* RECORD SET *

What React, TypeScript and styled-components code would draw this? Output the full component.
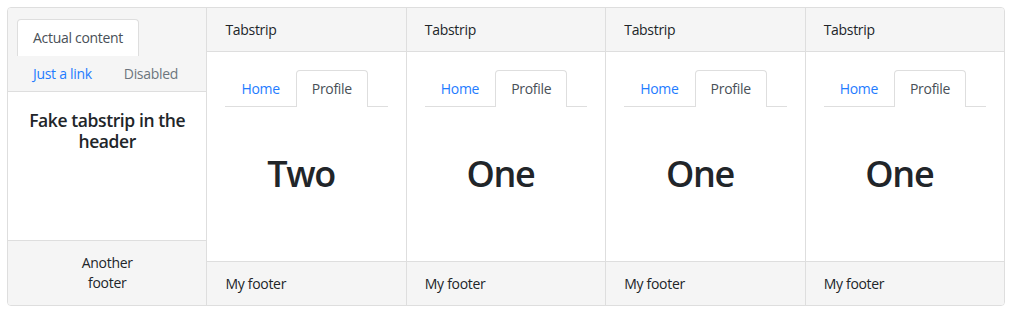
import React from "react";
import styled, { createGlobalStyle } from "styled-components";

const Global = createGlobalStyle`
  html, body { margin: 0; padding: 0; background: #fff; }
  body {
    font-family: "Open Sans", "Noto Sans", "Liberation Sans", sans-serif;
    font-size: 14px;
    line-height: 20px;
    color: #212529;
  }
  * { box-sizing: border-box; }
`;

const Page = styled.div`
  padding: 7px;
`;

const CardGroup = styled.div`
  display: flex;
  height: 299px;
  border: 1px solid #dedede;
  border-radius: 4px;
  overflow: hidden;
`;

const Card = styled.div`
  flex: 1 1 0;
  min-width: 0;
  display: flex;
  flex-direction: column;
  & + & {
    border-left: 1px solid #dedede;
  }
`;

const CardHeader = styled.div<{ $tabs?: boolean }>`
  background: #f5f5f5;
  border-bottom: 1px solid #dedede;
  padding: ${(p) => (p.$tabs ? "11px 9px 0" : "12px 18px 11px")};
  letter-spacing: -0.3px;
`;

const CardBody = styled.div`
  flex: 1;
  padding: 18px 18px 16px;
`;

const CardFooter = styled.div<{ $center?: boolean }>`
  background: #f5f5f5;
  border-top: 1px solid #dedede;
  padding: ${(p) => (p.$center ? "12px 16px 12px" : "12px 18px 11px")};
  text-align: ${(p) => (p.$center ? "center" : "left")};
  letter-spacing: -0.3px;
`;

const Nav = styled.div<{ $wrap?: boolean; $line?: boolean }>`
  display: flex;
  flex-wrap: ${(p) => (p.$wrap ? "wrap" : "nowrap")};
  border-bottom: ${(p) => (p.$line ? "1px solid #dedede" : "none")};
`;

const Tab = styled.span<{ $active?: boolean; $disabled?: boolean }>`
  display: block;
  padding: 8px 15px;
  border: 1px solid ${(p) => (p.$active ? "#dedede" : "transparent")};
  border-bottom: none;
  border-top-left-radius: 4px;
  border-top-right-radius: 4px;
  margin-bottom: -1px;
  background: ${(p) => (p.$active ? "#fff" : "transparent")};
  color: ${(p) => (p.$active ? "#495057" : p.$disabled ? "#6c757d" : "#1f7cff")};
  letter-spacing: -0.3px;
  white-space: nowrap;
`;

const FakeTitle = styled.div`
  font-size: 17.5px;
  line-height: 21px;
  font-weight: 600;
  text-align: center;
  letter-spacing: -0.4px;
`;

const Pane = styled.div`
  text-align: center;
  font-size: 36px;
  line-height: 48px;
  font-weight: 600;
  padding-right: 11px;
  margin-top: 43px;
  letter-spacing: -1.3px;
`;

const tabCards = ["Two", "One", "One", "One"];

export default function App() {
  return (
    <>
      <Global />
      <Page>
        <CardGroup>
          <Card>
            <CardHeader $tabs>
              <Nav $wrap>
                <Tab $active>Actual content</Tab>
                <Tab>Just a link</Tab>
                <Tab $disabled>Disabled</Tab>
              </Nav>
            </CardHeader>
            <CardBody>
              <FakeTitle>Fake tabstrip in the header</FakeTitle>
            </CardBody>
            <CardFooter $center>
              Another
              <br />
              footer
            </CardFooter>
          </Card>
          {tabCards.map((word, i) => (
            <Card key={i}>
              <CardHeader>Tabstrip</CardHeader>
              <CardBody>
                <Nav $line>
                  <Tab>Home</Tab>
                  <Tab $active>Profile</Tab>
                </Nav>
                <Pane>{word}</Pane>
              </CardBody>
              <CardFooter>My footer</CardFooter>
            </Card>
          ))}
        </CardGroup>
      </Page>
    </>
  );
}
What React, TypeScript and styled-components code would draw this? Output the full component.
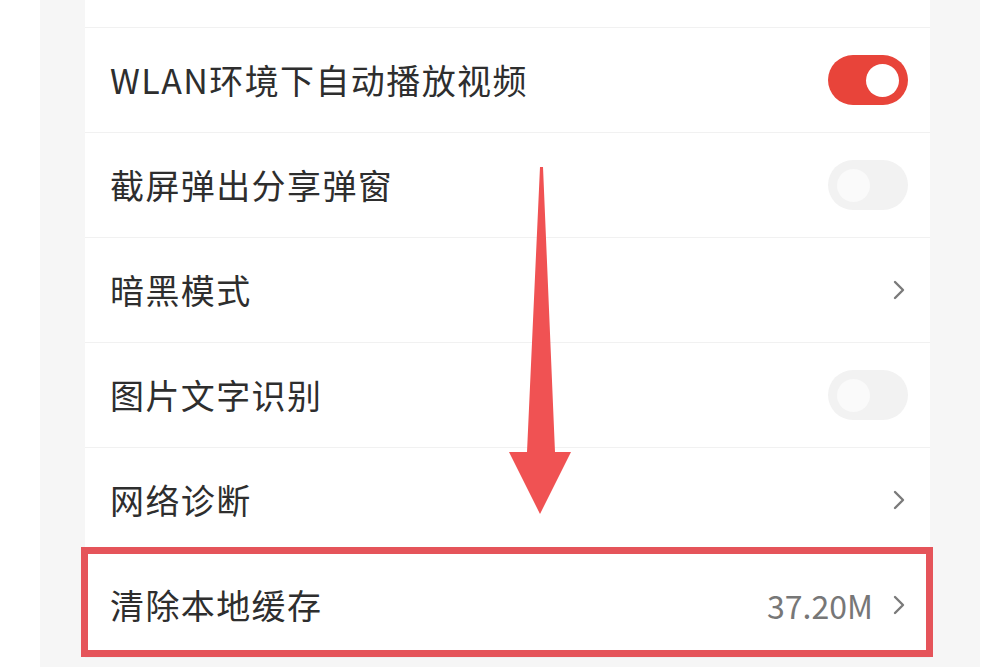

* DESCRIPTION OF THE TASK *
The records above must be transcribed exactly. Pictures are left out of the copy.

* EXERCISE RESPONSE *
What React, TypeScript and styled-components code would draw this? Output the full component.
import React from "react";
import styled, { createGlobalStyle } from "styled-components";

const Global = createGlobalStyle`
  html, body { margin: 0; padding: 0; background: #fff; }
  body {
    font-family: "Open Sans", "Noto Sans", "Liberation Sans", sans-serif;
    font-size: 14px;
    line-height: 20px;
    color: #212529;
  }
  * { box-sizing: border-box; }
`;

const Page = styled.div`
  padding: 7px;
`;

const CardGroup = styled.div`
  display: flex;
  height: 299px;
  border: 1px solid #dedede;
  border-radius: 4px;
  overflow: hidden;
`;

const Card = styled.div`
  flex: 1 1 0;
  min-width: 0;
  display: flex;
  flex-direction: column;
  & + & {
    border-left: 1px solid #dedede;
  }
`;

const CardHeader = styled.div<{ $tabs?: boolean }>`
  background: #f5f5f5;
  border-bottom: 1px solid #dedede;
  padding: ${(p) => (p.$tabs ? "11px 9px 0" : "12px 18px 11px")};
  letter-spacing: -0.3px;
`;

const CardBody = styled.div`
  flex: 1;
  padding: 18px 18px 16px;
`;

const CardFooter = styled.div<{ $center?: boolean }>`
  background: #f5f5f5;
  border-top: 1px solid #dedede;
  padding: ${(p) => (p.$center ? "12px 16px 12px" : "12px 18px 11px")};
  text-align: ${(p) => (p.$center ? "center" : "left")};
  letter-spacing: -0.3px;
`;

const Nav = styled.div<{ $wrap?: boolean; $line?: boolean }>`
  display: flex;
  flex-wrap: ${(p) => (p.$wrap ? "wrap" : "nowrap")};
  border-bottom: ${(p) => (p.$line ? "1px solid #dedede" : "none")};
`;

const Tab = styled.span<{ $active?: boolean; $disabled?: boolean }>`
  display: block;
  padding: 8px 15px;
  border: 1px solid ${(p) => (p.$active ? "#dedede" : "transparent")};
  border-bottom: none;
  border-top-left-radius: 4px;
  border-top-right-radius: 4px;
  margin-bottom: -1px;
  background: ${(p) => (p.$active ? "#fff" : "transparent")};
  color: ${(p) => (p.$active ? "#495057" : p.$disabled ? "#6c757d" : "#1f7cff")};
  letter-spacing: -0.3px;
  white-space: nowrap;
`;

const FakeTitle = styled.div`
  font-size: 17.5px;
  line-height: 21px;
  font-weight: 600;
  text-align: center;
  letter-spacing: -0.4px;
`;

const Pane = styled.div`
  text-align: center;
  font-size: 36px;
  line-height: 48px;
  font-weight: 600;
  padding-right: 11px;
  margin-top: 43px;
  letter-spacing: -1.3px;
`;

const tabCards = ["Two", "One", "One", "One"];

export default function App() {
  return (
    <>
      <Global />
      <Page>
        <CardGroup>
          <Card>
            <CardHeader $tabs>
              <Nav $wrap>
                <Tab $active>Actual content</Tab>
                <Tab>Just a link</Tab>
                <Tab $disabled>Disabled</Tab>
              </Nav>
            </CardHeader>
            <CardBody>
              <FakeTitle>Fake tabstrip in the header</FakeTitle>
            </CardBody>
            <CardFooter $center>
              Another
              <br />
              footer
            </CardFooter>
          </Card>
          {tabCards.map((word, i) => (
            <Card key={i}>
              <CardHeader>Tabstrip</CardHeader>
              <CardBody>
                <Nav $line>
                  <Tab>Home</Tab>
                  <Tab $active>Profile</Tab>
                </Nav>
                <Pane>{word}</Pane>
              </CardBody>
              <CardFooter>My footer</CardFooter>
            </Card>
          ))}
        </CardGroup>
      </Page>
    </>
  );
}
What React, TypeScript and styled-components code would draw this? Output the full component.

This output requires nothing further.